• Source excerpt:
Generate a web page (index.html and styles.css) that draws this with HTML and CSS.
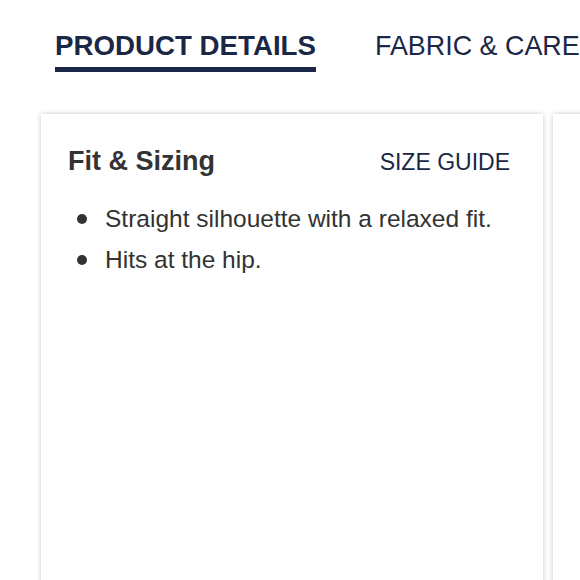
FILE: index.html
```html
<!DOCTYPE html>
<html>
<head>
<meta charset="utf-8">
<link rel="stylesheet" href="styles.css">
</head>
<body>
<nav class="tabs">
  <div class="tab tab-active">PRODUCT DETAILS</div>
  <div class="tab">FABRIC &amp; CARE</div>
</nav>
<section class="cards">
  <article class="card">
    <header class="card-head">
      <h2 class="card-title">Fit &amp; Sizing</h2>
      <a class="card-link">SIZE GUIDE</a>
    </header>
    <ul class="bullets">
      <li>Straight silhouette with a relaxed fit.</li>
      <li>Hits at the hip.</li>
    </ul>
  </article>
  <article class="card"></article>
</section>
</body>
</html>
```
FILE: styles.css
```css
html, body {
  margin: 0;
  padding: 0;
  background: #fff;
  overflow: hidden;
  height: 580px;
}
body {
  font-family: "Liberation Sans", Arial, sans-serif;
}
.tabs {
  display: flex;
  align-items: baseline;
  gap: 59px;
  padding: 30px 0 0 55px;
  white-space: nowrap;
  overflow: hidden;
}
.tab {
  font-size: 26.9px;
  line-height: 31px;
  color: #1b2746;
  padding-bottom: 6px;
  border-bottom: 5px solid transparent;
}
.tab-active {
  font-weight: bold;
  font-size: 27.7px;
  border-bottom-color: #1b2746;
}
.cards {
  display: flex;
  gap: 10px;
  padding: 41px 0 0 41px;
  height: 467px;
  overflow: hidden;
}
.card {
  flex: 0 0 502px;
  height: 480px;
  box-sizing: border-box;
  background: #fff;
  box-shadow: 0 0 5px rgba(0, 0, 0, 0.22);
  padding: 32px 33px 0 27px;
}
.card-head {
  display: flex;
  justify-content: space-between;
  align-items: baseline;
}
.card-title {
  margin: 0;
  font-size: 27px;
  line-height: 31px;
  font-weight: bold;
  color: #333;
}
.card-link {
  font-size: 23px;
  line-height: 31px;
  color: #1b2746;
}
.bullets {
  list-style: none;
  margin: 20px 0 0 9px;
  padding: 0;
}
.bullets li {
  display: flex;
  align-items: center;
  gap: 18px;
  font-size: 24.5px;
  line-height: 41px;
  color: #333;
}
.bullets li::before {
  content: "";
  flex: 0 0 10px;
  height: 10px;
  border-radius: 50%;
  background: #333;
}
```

• What the task requires:
Give the data above again in full and unchanged, skipping the pictures.

• Answer for the task:
Generate a web page (index.html and styles.css) that draws this with HTML and CSS.
FILE: index.html
```html
<!DOCTYPE html>
<html>
<head>
<meta charset="utf-8">
<link rel="stylesheet" href="styles.css">
</head>
<body>
<nav class="tabs">
  <div class="tab tab-active">PRODUCT DETAILS</div>
  <div class="tab">FABRIC &amp; CARE</div>
</nav>
<section class="cards">
  <article class="card">
    <header class="card-head">
      <h2 class="card-title">Fit &amp; Sizing</h2>
      <a class="card-link">SIZE GUIDE</a>
    </header>
    <ul class="bullets">
      <li>Straight silhouette with a relaxed fit.</li>
      <li>Hits at the hip.</li>
    </ul>
  </article>
  <article class="card"></article>
</section>
</body>
</html>
```
FILE: styles.css
```css
html, body {
  margin: 0;
  padding: 0;
  background: #fff;
  overflow: hidden;
  height: 580px;
}
body {
  font-family: "Liberation Sans", Arial, sans-serif;
}
.tabs {
  display: flex;
  align-items: baseline;
  gap: 59px;
  padding: 30px 0 0 55px;
  white-space: nowrap;
  overflow: hidden;
}
.tab {
  font-size: 26.9px;
  line-height: 31px;
  color: #1b2746;
  padding-bottom: 6px;
  border-bottom: 5px solid transparent;
}
.tab-active {
  font-weight: bold;
  font-size: 27.7px;
  border-bottom-color: #1b2746;
}
.cards {
  display: flex;
  gap: 10px;
  padding: 41px 0 0 41px;
  height: 467px;
  overflow: hidden;
}
.card {
  flex: 0 0 502px;
  height: 480px;
  box-sizing: border-box;
  background: #fff;
  box-shadow: 0 0 5px rgba(0, 0, 0, 0.22);
  padding: 32px 33px 0 27px;
}
.card-head {
  display: flex;
  justify-content: space-between;
  align-items: baseline;
}
.card-title {
  margin: 0;
  font-size: 27px;
  line-height: 31px;
  font-weight: bold;
  color: #333;
}
.card-link {
  font-size: 23px;
  line-height: 31px;
  color: #1b2746;
}
.bullets {
  list-style: none;
  margin: 20px 0 0 9px;
  padding: 0;
}
.bullets li {
  display: flex;
  align-items: center;
  gap: 18px;
  font-size: 24.5px;
  line-height: 41px;
  color: #333;
}
.bullets li::before {
  content: "";
  flex: 0 0 10px;
  height: 10px;
  border-radius: 50%;
  background: #333;
}
```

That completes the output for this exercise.